↓↓↓

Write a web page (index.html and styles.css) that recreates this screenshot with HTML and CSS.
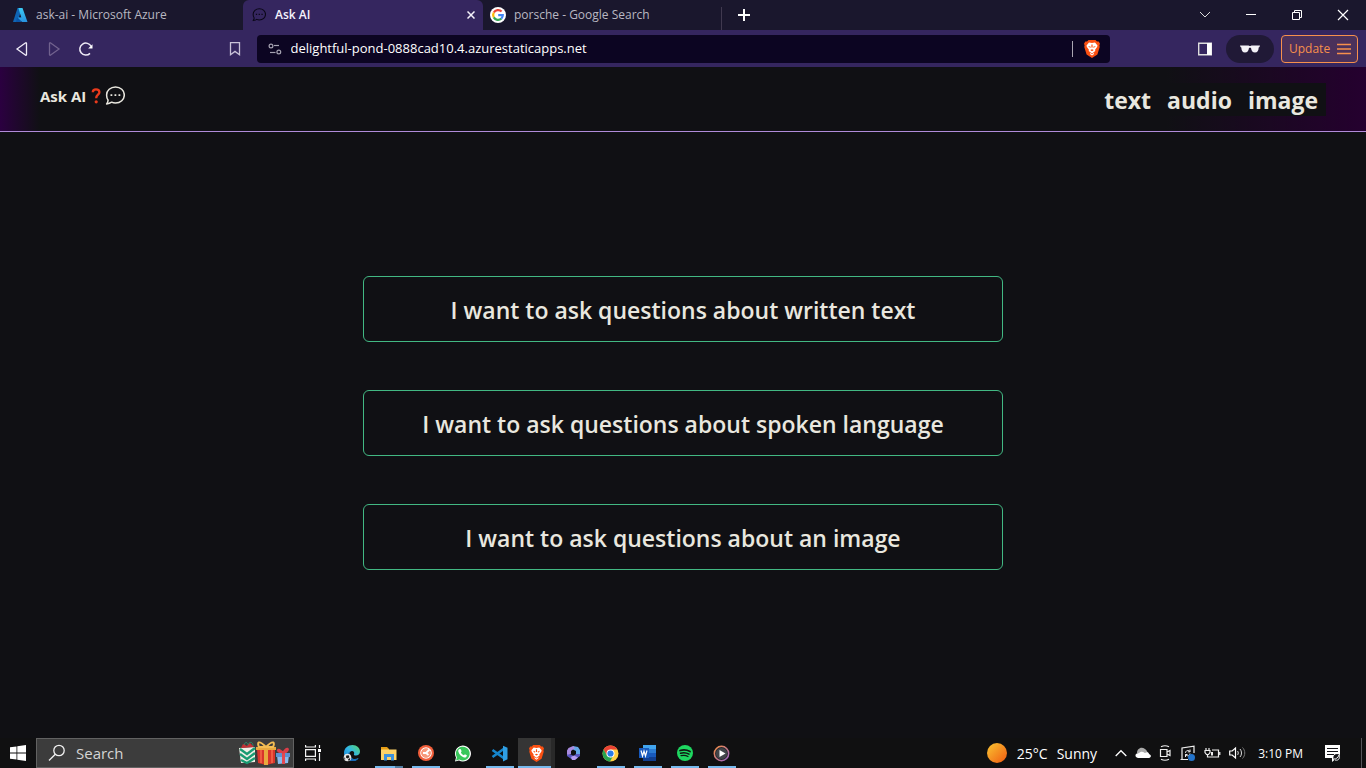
FILE: index.html
```html
<!DOCTYPE html>
<html lang="en">
<head>
<meta charset="utf-8">
<meta name="viewport" content="width=device-width, initial-scale=1">
<title>Ask AI</title>
<link rel="stylesheet" href="styles.css">
</head>
<body>
<svg class="defs" aria-hidden="true">
  <defs>
    <linearGradient id="azure" x1="0" y1="0" x2="0" y2="1"><stop offset="0" stop-color="#3ccbf4"/><stop offset="1" stop-color="#2892df"/></linearGradient>
    <linearGradient id="sun" x1="0" y1="0" x2="1" y2="1"><stop offset="0.15" stop-color="#f8b62d"/><stop offset="0.85" stop-color="#f26a16"/></linearGradient>
    <linearGradient id="edge" x1="0" y1="1" x2="1" y2="0"><stop offset="0" stop-color="#1578cd"/><stop offset="0.5" stop-color="#31b5e8"/><stop offset="1" stop-color="#58d86c"/></linearGradient>
    <linearGradient id="media" x1="0" y1="0" x2="1" y2="1"><stop offset="0" stop-color="#f79043"/><stop offset="1" stop-color="#9862c8"/></linearGradient>
    <symbol id="brave" viewBox="0 0 16 18">
      <path fill="#fb5012" d="M4.500 0h7l1.500 1.500 1.700-.1L16 3.700l-.6 1.500.3 1.800-2.300 7.500L8 18l-5.400-3.500L.3 7l.3-1.800L0 3.700l1.300-2.300 1.700.1z"/>
      <path fill="#fff" d="M8 3l3-.5 2.500 3-.4 1.500-2 2.700.2 1.300L8 13.600 4.700 11l.2-1.300-2-2.700-.4-1.500 2.500-3z"/>
      <path fill="#fb5012" d="M4 6l2.800.8-.5 1.300zM12 6l-2.800.8.5 1.300zM6.200 10L8 9.200l1.800.8L8 11.200zM7.400 4.500h1.200v3H7.400z"/>
      <path fill="#fff" d="M5.800 12.800L8 14.300l2.200-1.500-.4 1.500L8 15.600l-1.800-1.300z"/>
    </symbol>
    <symbol id="bubble" viewBox="0 0 20 20">
      <path fill="none" stroke="currentColor" stroke-width="1.500" stroke-linejoin="round" d="M10.500 1c5 0 8.800 3.500 8.800 8s-3.800 8-8.800 8c-1.400 0-2.700-.2-3.800-.8-1.300.9-3 1.600-5.100 1.800 1-1.200 1.400-2.400 1.500-3.700C2.200 13 1.600 11.200 1.600 9c0-4.500 3.900-8 8.900-8z"/>
      <path fill="currentColor" d="M5.500 8.200h1.800V10H5.500zm4 0h1.800V10H9.500zm4 0h1.800V10h-1.800z"/>
    </symbol>
  </defs>
</svg>

<div class="tabs" role="tablist" aria-label="Tabs">
  <div class="tab" role="tab">
    <svg class="tab-icon" viewBox="0 0 16 16"><path fill="#0f65b4" d="M5.500 1h4.600L5.300 15H1z"/><path fill="#0b56a8" d="M5 10.500h5.800L9 15H4z"/><path fill="url(#azure)" d="M6.400 1H10.500L15.500 15H10L5.600 10.500h3.800L7.700 5.500z"/></svg>
    <span class="tab-title">ask-ai - Microsoft Azure</span>
  </div>
  <div class="tab tab-active" role="tab" aria-selected="true">
    <svg class="tab-icon tab-bubble"><use href="#bubble"/></svg>
    <span class="tab-title">Ask AI</span>
    <button class="plain" aria-label="Close tab"><svg width="8" height="8" viewBox="0 0 8 8"><path d="M.5.5l7 7m0-7l-7 7" stroke="#f4f1fa" stroke-width="1.500"/></svg></button>
  </div>
  <div class="tab tab-last" role="tab">
    <svg class="tab-icon" viewBox="0 0 16 16"><circle cx="8" cy="8" r="8" fill="#fff"/><g fill="none" stroke-width="2.200"><path stroke="#ea4335" d="M3.800 5.600A4.900 4.900 0 0 1 11.600 4.500"/><path stroke="#fbbc05" d="M3.800 5.600a5 5 0 0 0 0 4.800"/><path stroke="#34a853" d="M3.800 10.400a4.900 4.900 0 0 0 7.500 1.300"/><path stroke="#4285f4" d="M8.200 8.100h4.600c0 1.500-.5 2.700-1.500 3.600"/></g></svg>
    <span class="tab-title">porsche - Google Search</span>
  </div>
  <button class="plain new-tab" aria-label="New tab"><svg width="12" height="12" viewBox="0 0 12 12"><path d="M6 0v12M0 6h12" stroke="#fff" stroke-width="2"/></svg></button>
  <div class="window-controls">
    <button class="plain" aria-label="Search tabs"><svg width="12" height="12" viewBox="0 0 12 12"><path d="M1 3l5 5 5-5" fill="none" stroke="#ddd"/></svg></button>
    <button class="plain" aria-label="Minimize"><svg width="12" height="12" viewBox="0 0 12 12"><path d="M1 5.500h10" stroke="#fff"/></svg></button>
    <button class="plain" aria-label="Restore"><svg width="12" height="12" viewBox="0 0 12 12"><path d="M1.500 3.500h7v7h-7zM3.500 3V1.500h7v7H9" fill="none" stroke="#fff"/></svg></button>
    <button class="plain" aria-label="Close"><svg width="12" height="12" viewBox="0 0 12 12"><path d="M1 1l10 10M11 1L1 11" stroke="#fff" stroke-width="1.200"/></svg></button>
  </div>
</div>

<div class="toolbar">
  <div class="nav-buttons">
    <button class="plain" aria-label="Back"><svg width="14" height="16" viewBox="0 0 14 16"><path d="M11.500 2.200v11.600a.5.5 0 0 1-.8.400L2 8l8.700-6.200a.5.5 0 0 1 .8.400z" fill="none" stroke="#eeeaf6" stroke-width="1.300"/></svg></button>
    <button class="plain" aria-label="Forward" disabled><svg width="14" height="16" viewBox="0 0 14 16"><path d="M2.500 2.200v11.600a.5.5 0 0 0 .8.400L12 8 3.300 1.800a.5.5 0 0 0-.8.400z" fill="none" stroke="#71628e" stroke-width="1.300"/></svg></button>
    <button class="plain" aria-label="Reload"><svg width="16" height="16" viewBox="0 0 16 16"><path d="M12 12.400a6 6 0 1 1 1.200-6.900" fill="none" stroke="#eeeaf6" stroke-width="1.500"/><path d="M14.500 3.200v4.300h-4.300z" fill="#fff"/></svg></button>
    <button class="plain bookmark" aria-label="Bookmark"><svg width="12" height="14" viewBox="0 0 12 14"><path d="M1.500.7h9v12L6 9.400l-4.500 3.300z" fill="none" stroke="#c9c2d8" stroke-width="1.300"/></svg></button>
  </div>
  <div class="address">
    <svg width="14" height="12" viewBox="0 0 14 12"><g fill="none" stroke="#a5a2b1" stroke-width="1.200"><circle cx="3" cy="3" r="1.900"/><path d="M6 2.500h5"/><circle cx="10.800" cy="9" r="1.900"/><path d="M2 9.500h5.500"/></g></svg>
    <input class="address-input" aria-label="Address" value="delightful-pond-0888cad10.4.azurestaticapps.net">
    <span class="address-divider"></span>
    <svg width="16" height="18"><use href="#brave"/></svg>
  </div>
  <div class="actions">
    <button class="plain" aria-label="Sidebar"><svg width="14" height="14" viewBox="0 0 14 14"><path d="M.7 1.200h12.600v11.600H.7z" fill="none" stroke="#ddd" stroke-width="1.400"/><path d="M9 1h4.500v12H9z" fill="#fff"/></svg></button>
    <button class="plain private" aria-label="Private"><svg width="22" height="8" viewBox="0 0 22 8"><path fill="#f3f1f7" d="M1 .5h7.500c1.500 0 1.700.6 2.500.6s1-.6 2.500-.6H21l-.5 1.500-.8.500c-.2 3.300-1.300 5-3.700 5-2.300 0-3.500-1.500-4-4.500-.5-.4-1.500-.4-2 0-.5 3-1.700 4.500-4 4.500-2.400 0-3.500-1.700-3.700-5L1.500 2z"/></svg></button>
    <button class="update">Update <svg width="14" height="12" viewBox="0 0 14 12"><path d="M0 1.500h14M0 6h14M0 10.500h14" stroke="currentColor" stroke-width="1.300"/></svg></button>
  </div>
</div>

<header class="site-header">
  <a class="brand" href="#">Ask AI<svg class="question" viewBox="0 0 10 16" role="img" aria-label="question mark"><path d="M1.800 4.300C1.800 2.300 3.100 1.300 5 1.300s3.400 1 3.400 2.900c0 2.600-3.200 2.500-3.200 6" fill="none" stroke="#e93a1c" stroke-width="2.300"/><circle cx="5.200" cy="13.800" r="1.600" fill="#e93a1c"/></svg><svg class="brand-bubble"><use href="#bubble"/></svg></a>
  <nav class="site-nav">
    <a href="#text">text</a>
    <a href="#audio">audio</a>
    <a href="#image">image</a>
  </nav>
</header>

<main class="choices">
  <button class="choice">I want to ask questions about written text</button>
  <button class="choice">I want to ask questions about spoken language</button>
  <button class="choice">I want to ask questions about an image</button>
</main>

<footer class="taskbar">
  <button class="plain start" aria-label="Start"><svg width="16" height="16" viewBox="0 0 16 16"><path fill="#fff" d="M0 2.300l6.500-.9v6.200H0zM7.300 1.300L16 0v7.600H7.300zM0 8.400h6.500v6.200L0 13.700zM7.300 8.400H16V16l-8.700-1.200z"/></svg></button>
  <div class="search">
    <svg width="18" height="18" viewBox="0 0 18 18"><g fill="none" stroke="#f1f1f1" stroke-width="1.300"><circle cx="11" cy="6.500" r="5.200"/><path d="M7.300 10.200L1 16.500"/></g></svg>
    <input class="search-input" aria-label="Search" placeholder="Search">
    <svg width="52" height="26" viewBox="0 0 52 26">
      <path d="M5 7c0-6 4-6 5 0M9 7c0-6 5-6 5-1" fill="none" stroke="#2b8d6b"/><path fill="#f1eee6" d="M0 8l16-1v15L2 23z"/><path fill="#c43135" d="M2 8l2-4 4 2 3-3 4 4z"/><path d="M1 9l7 5 8-6M1 14l7 5 8-6M2 20l6 3 8-5" fill="none" stroke="#199b72" stroke-width="2.400"/>
      <path fill="#d8352b" d="M18 8h18v15l-9 2-8-2z"/><path fill="#ee5b42" d="M21 10h2v13h-2zM32 10h2v13h-2z"/><path fill="#e9a93f" d="M17 7h20v3H17zM25 7h4v18h-4z"/><path d="M27 7c-8-8-9-4-7 0zM27 7c8-8 9-4 7 0z" fill="none" stroke="#f4bd53" stroke-width="2"/>
      <path fill="#88bbef" d="M38 15h12l-1 8-10 1z"/><path fill="#5d92d2" d="M37 13h14v4H37z"/><path fill="#e34952" d="M43 13h3v11h-3z"/><path d="M44 13c-5-6-7-2-3-1h6c4-3 1-6-3 1" fill="none" stroke="#db3e49" stroke-width="2"/>
    </svg>
  </div>
  <button class="plain app" aria-label="Task view"><svg width="18" height="16" viewBox="0 0 18 16"><g fill="none" stroke="#f4f4f4" stroke-width="1.200"><path d="M1.600 4.600h9.800v6.800H1.600zM1.600 0v2h9.800V0M1.600 16v-2h9.800v2M15.500 0v3M15.500 8v8"/></g><path fill="#fff" d="M14 4h3v3h-3z"/></svg></button>
  <button class="plain app app-first" aria-label="Edge"><svg width="18" height="18" viewBox="0 0 18 18"><path fill="url(#edge)" d="M1 9C1 4 5 1 9.500 1 14 1 17 4 17 7.500c0 2.500-1.800 4-4 4-1.500 0-2.500-.6-2-1.300.7-1.500-.2-3.200-2-3.200-3 0-3.500 4-1 6.500 2 2 5 2 7.500.5-1.500 2.300-4 3.500-7 3C4 16.500 1 13 1 9z"/><path fill="#1767b5" d="M7 7c-2 3-.5 7 3 8 2 .6 4 .2 5.800-.8C14 16.500 11.500 17.400 8 17c-4-1-4.500-7-1-10z"/><circle cx="4.500" cy="13.500" r="3.800" fill="#e8e8e8"/><path fill="#171717" d="M3.300 11.600l2.400-.4.800 2-2 1.200-1.600-1zm2 3.400l2-1-.5 2.600H5zM.9 13l1.500 1.800-.6 1.400z"/></svg></button>
  <button class="plain app app-open app-grouped" aria-label="File Explorer"><svg width="17" height="15" viewBox="0 0 17 15"><path fill="#e69e16" d="M1 1h6l2 2v3H1z"/><path fill="#ffd367" d="M1 3.500h15.500V14H1z"/><path fill="#3e92dc" d="M4 8h10v6.500h-3V11H7v3.500H4z"/></svg></button>
  <button class="plain app app-open" aria-label="Time tracker"><svg width="16" height="16" viewBox="0 0 16 16"><circle cx="8" cy="8" r="8" fill="#f15e3a"/><circle cx="8" cy="8" r="5.200" fill="none" stroke="#fff" stroke-width="1.200"/><circle cx="8" cy="8" r="4.600" fill="#f79a7c"/><path d="M11.500 4.500L8 8l2.500 2M5 8h3" fill="none" stroke="#fff" stroke-width="1.800"/></svg></button>
  <button class="plain app" aria-label="WhatsApp"><svg width="17" height="17" viewBox="0 0 17 17"><path fill="#fff" d="M1 16.500l1-4A8 8 0 1 1 5 15.500z"/><path fill="#39c75b" d="M2 15.500l.9-3.300a6.900 6.900 0 1 1 2.500 2.400z"/><path fill="#fff" d="M5.500 4l1.300.2.800 2-.7 1.200c.7 1.300 1.600 2.200 3 2.800l1-1 2 1c-.2 2-1.400 2.500-2.900 2.200C7.300 11.700 5 9.400 4.300 6.500 4 5.500 4.600 4.500 5.500 4z"/></svg></button>
  <button class="plain app app-open" aria-label="VS Code"><svg width="17" height="17" viewBox="0 0 17 17"><path d="M1.500 5L14 14M1.500 12L14 3" stroke="#1686cc" stroke-width="2.600"/><path fill="#2f9fe4" d="M12 .8l4.500 2v11.500L12 16.500z"/></svg></button>
  <button class="plain app app-open app-current" aria-label="Brave"><svg width="15" height="17"><use href="#brave"/></svg></button>
  <button class="plain app" aria-label="Microsoft 365"><svg width="15" height="16" viewBox="0 0 15 16"><path fill="#63a6e6" d="M7 1l5 1 2 3v6l-4-2V6L7 4.500z"/><path fill="#a98be0" d="M7 1L2.500 3 1 5.500V11l4-2V6l4-3z"/><path fill="#5a57c0" d="M1 9.500V11l5 3.500h3l5-3.500v-2L10 9l-2.500 2L5 9.500z"/><path fill="#b79cf0" d="M5 12l3-1.500 4 2-3 2.500H6z"/></svg></button>
  <button class="plain app app-open" aria-label="Chrome"><svg width="17" height="17" viewBox="0 0 17 17"><circle cx="8.500" cy="8.500" r="8" fill="#ffd043"/><path fill="#ea4335" d="M1.600 4.500a8 8 0 0 1 13.800 0H8.500v4L5 10.500z"/><path fill="#27a450" d="M1.600 4.500L5 10.500l3.500 2 2-.5-2.500 4.500A8 8 0 0 1 1.600 4.500z"/><circle cx="8.500" cy="8.500" r="4" fill="#fff"/><circle cx="8.500" cy="8.500" r="3.100" fill="#287de9"/></svg></button>
  <button class="plain app app-open" aria-label="Word"><svg width="17" height="16" viewBox="0 0 17 16"><path fill="#41a5ee" d="M4 0h13v4H4z"/><path fill="#2b7cd3" d="M4 4h13v4H4z"/><path fill="#185abd" d="M4 8h13v4H4z"/><path fill="#103f91" d="M4 12h13v4H4z"/><path fill="#185abd" d="M0 3h10v10H0z"/><path d="M2 5.500L3.500 11 5 6l1.500 5L8 5.500" fill="none" stroke="#fff" stroke-width="1.200"/></svg></button>
  <button class="plain app app-open" aria-label="Spotify"><svg width="16" height="16" viewBox="0 0 16 16"><circle cx="8" cy="8" r="8" fill="#1ed760"/><g fill="none" stroke="#101713" stroke-linecap="round"><path stroke-width="1.800" d="M3 5.500c3.500-1 7-.7 10 1"/><path stroke-width="1.500" d="M3.500 8.200c3-.8 6-.5 8.500 1"/><path stroke-width="1.200" d="M4 10.700c2.500-.6 5-.4 7 .8"/></g></svg></button>
  <button class="plain app app-open" aria-label="Media Player"><svg width="17" height="17" viewBox="0 0 17 17"><circle cx="8.500" cy="8.500" r="7.200" fill="#24262a" stroke="url(#media)" stroke-width="1.500"/><circle cx="8.500" cy="8.500" r="5.600" fill="#42454a"/><path fill="#fff" d="M6.500 5l6 3.500-6 3.500z"/></svg></button>

  <div class="tray">
    <svg width="20" height="20" viewBox="0 0 20 20"><circle cx="10" cy="10" r="10" fill="url(#sun)"/></svg>
    <span class="weather"><span>25°C</span><span>Sunny</span></span>
    <div class="tray-icons">
      <svg width="12" height="8" viewBox="0 0 12 8"><path d="M.7 7L6 1.700 11.300 7" fill="none" stroke="#fff" stroke-width="1.300"/></svg>
      <svg width="16" height="12" viewBox="0 0 16 12"><path fill="#aaa" d="M2 6c0-4 4-7 8-4 2 1 2 3 3 4z"/><path fill="#fff" d="M3 11c-4-1-3-5 1-5 3-3 6 0 6 0 3-2 4 0 4 1 3 1 2 4 0 4z"/></svg>
      <svg width="12" height="16" viewBox="0 0 12 16"><g fill="none" stroke="#eee" stroke-width="1.200"><path d="M1.500 4.500h6.500v7H1.500zM8 7l3-1.500v5L8 9M2 1.800c2.500-1.300 5.500-1.300 8 0M2 14.200c2.500 1.300 5.500 1.300 8 0"/></g></svg>
      <svg width="17" height="16" viewBox="0 0 17 16"><path d="M9 14.500H1.500M3 14V3l12-1.800V8" fill="none" stroke="#eee" stroke-width="1.200"/><path d="M6.500 8c0-2.500 3-3.500 4.500-1.500M11 4.500v2.300H8.800M11 8.500c-.5 2.500-3 3-4.500 1.200M6.500 12V9.500h2" fill="none" stroke="#eee"/><circle cx="12.500" cy="12.500" r="3.500" fill="#2373ca"/></svg>
      <svg width="17" height="13" viewBox="0 0 17 13"><g fill="none" stroke="#eee" stroke-width="1.200"><path d="M8 3h6.500v7h-9M15.800 5v3M1 3.500h5v2L4.500 7.500h-2L1 5.500zM2 3V1M5 3V1M3.500 7.500V10h2"/></g><path fill="#eee" d="M7 5h2v3.500H7z"/></svg>
      <svg width="17" height="14" viewBox="0 0 17 14"><path d="M.7 5h2.500L6.500 2v10L3.200 9H.7z" fill="none" stroke="#fff" stroke-width="1.200"/><path d="M8.500 5c1 1 1 3 0 4M11 3c2 2 2 6 0 8" fill="none" stroke="#ddd"/><path d="M13.500 1.500c3 3 3 8 0 11" fill="none" stroke="#777"/></svg>
    </div>
    <time class="clock">3:10 PM</time>
    <svg class="notifications" width="17" height="17" viewBox="0 0 17 17"><path fill="#fff" d="M1 0h15v13h-3l-5 4v-4H1z"/><path d="M3 3.500h11M3 6.500h11M3 9.500h7" stroke="#151519" stroke-width="1.200"/><circle cx="13" cy="12.500" r="3.600" fill="#151519"/><path d="M11 15c4 1 5-2 4-5-1 3-3 4-5 4" fill="none" stroke="#eee"/></svg>
    <span class="desktop-edge"></span>
  </div>
</footer>
</body>
</html>
```

FILE: styles.css
```css
* { box-sizing: border-box; }

body {
  margin: 0;
  min-height: 100vh;
  display: flex;
  flex-direction: column;
  background: #101014;
  color: #e9e7df;
  font-family: "Open Sans", "Noto Sans", sans-serif;
}

button, input { font: inherit; color: inherit; }
a { color: inherit; text-decoration: none; }
svg { display: block; flex: none; }
.defs { position: absolute; width: 0; height: 0; }

.plain {
  display: flex;
  align-items: center;
  justify-content: center;
  border: 0;
  padding: 0;
  background: none;
}

/* Tab strip */
.tabs {
  display: flex;
  height: 30px;
  background: #1a172d;
  font-size: 12px;
  color: #b9b7c2;
}
.tab {
  display: flex;
  align-items: center;
  flex: 0 1 240px;
  gap: 8px;
  padding: 0 8px;
}
.tab:first-child { flex-basis: 243px; padding-left: 12px; }
.tab-title { flex: 1; padding-bottom: 1px; white-space: nowrap; }
.tab-icon { width: 16px; height: 16px; }
.tab-bubble { width: 14px; height: 14px; color: #0a0717; }
.tab-active {
  gap: 9px;
  padding-left: 9px;
  background: #35265f;
  border-radius: 6px 6px 0 0;
  color: #f6f3fc;
  font-weight: 600;
}
.tab-last {
  flex-basis: 239px;
  padding-left: 7px;
  background: linear-gradient(#40394f, #40394f) right bottom / 1px 23px no-repeat;
}
.new-tab { width: 44px; }
.window-controls { display: flex; margin-left: auto; }
.window-controls .plain { width: 46px; }

/* Toolbar */
.toolbar {
  display: flex;
  align-items: center;
  height: 37px;
  padding: 0 8px;
  background: #35265f;
  font-size: 13px;
}
.nav-buttons { display: flex; flex: 1; gap: 4px; }
.nav-buttons .plain { width: 28px; }
.nav-buttons .bookmark { margin: 0 8px 0 auto; }
.address {
  display: flex;
  align-items: center;
  flex: 0 1 853px;
  height: 28px;
  gap: 9px;
  padding: 0 10px 0 11px;
  border-radius: 4px;
  background: #0c0522;
  color: #fff;
}
.address-input {
  flex: 1;
  min-width: 0;
  border: 0;
  padding: 0 0 2px;
  background: none;
  outline: 0;
}
.address-divider { width: 1px; height: 16px; margin-right: 2px; background: #aaa6b2; }
.actions {
  display: flex;
  align-items: center;
  justify-content: flex-end;
  flex: 1;
  gap: 7px;
}
.actions > .plain:first-child { width: 28px; }
.actions > .private { width: 48px; height: 28px; border-radius: 14px; background: #201936; }
.update {
  display: flex;
  align-items: center;
  justify-content: space-between;
  width: 77px;
  height: 28px;
  padding: 0 6px 0 7px;
  border: 1px solid #f7904c;
  border-radius: 4px;
  background: #4b315b;
  color: #f7904c;
  font-size: 12px;
}

/* Site */
.site-header {
  display: flex;
  justify-content: space-between;
  height: 65px;
  padding: 16px 40px 15px;
  border-bottom: 1px solid #b08bd9;
  background:
    linear-gradient(to right, #2b0040, #10101400 40px),
    linear-gradient(to left, #25002f, #10101400 200px);
}
.brand {
  display: flex;
  align-items: center;
  height: 26px;
  font-size: 15px;
  font-weight: 700;
}
.question { width: 10px; height: 16px; margin: 0 4px 0 5px; }
.brand-bubble { width: 20px; height: 20px; }
.site-nav {
  display: flex;
  height: 33px;
  font-size: 23px;
  font-weight: 700;
  line-height: 34px;
  background: #101014;
}
.site-nav a { padding: 0 8px; }

.choices {
  display: flex;
  flex: 1;
  flex-direction: column;
  align-items: center;
  gap: 48px;
  padding: 144px 16px 48px;
}
.choice {
  width: 100%;
  max-width: 640px;
  padding: 17px 16px 15px;
  border: 1px solid #42b883;
  border-radius: 6px;
  background: none;
  font-size: 23px;
  font-weight: 600;
  line-height: 32px;
}

/* Taskbar */
.taskbar {
  display: flex;
  height: 30px;
  background: #101011;
  color: #fff;
}
.start { width: 36px; }
.search {
  display: flex;
  align-items: center;
  width: 258px;
  gap: 10px;
  padding: 0 2px 0 11px;
  border: 1px solid #626262;
  background: #3c3c3c;
}
.search-input {
  flex: 1;
  min-width: 0;
  border: 0;
  padding: 0;
  background: none;
  outline: 0;
  font-size: 15px;
}
.search-input::placeholder { color: #d4d4d4; opacity: 1; }
.app { width: 37px; }
.app-first { margin-left: 2px; }
.app-open {
  background: linear-gradient(#76b9ed, #76b9ed) center bottom / 28px 2px no-repeat;
}
.app-grouped {
  background: linear-gradient(to right, #76b9ed 20px, #527da1 20px) center bottom / 28px 2px no-repeat;
}
.app-current {
  background: linear-gradient(#76b9ed, #76b9ed) center bottom / 100% 2px no-repeat, #353535;
  box-shadow: inset -4px 0 #292929;
}
.tray {
  display: flex;
  align-items: center;
  margin-left: auto;
}
.weather { display: flex; gap: 9px; margin: 0 18px 0 10px; font-size: 14px; }
.tray-icons { display: flex; align-items: center; gap: 8px; }
.clock { margin: 0 21px 0 12px; font-size: 12px; }
.notifications { margin-right: 20px; }
.desktop-edge { width: 1px; height: 30px; margin-right: 4px; background: #55555a; }
```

↑↑↑

Copy out every line that includes the word "styles".

RESULT FOR THIS TASK
Write a web page (index.html and styles.css) that recreates this screenshot with HTML and CSS.
<link rel="stylesheet" href="styles.css">
FILE: styles.css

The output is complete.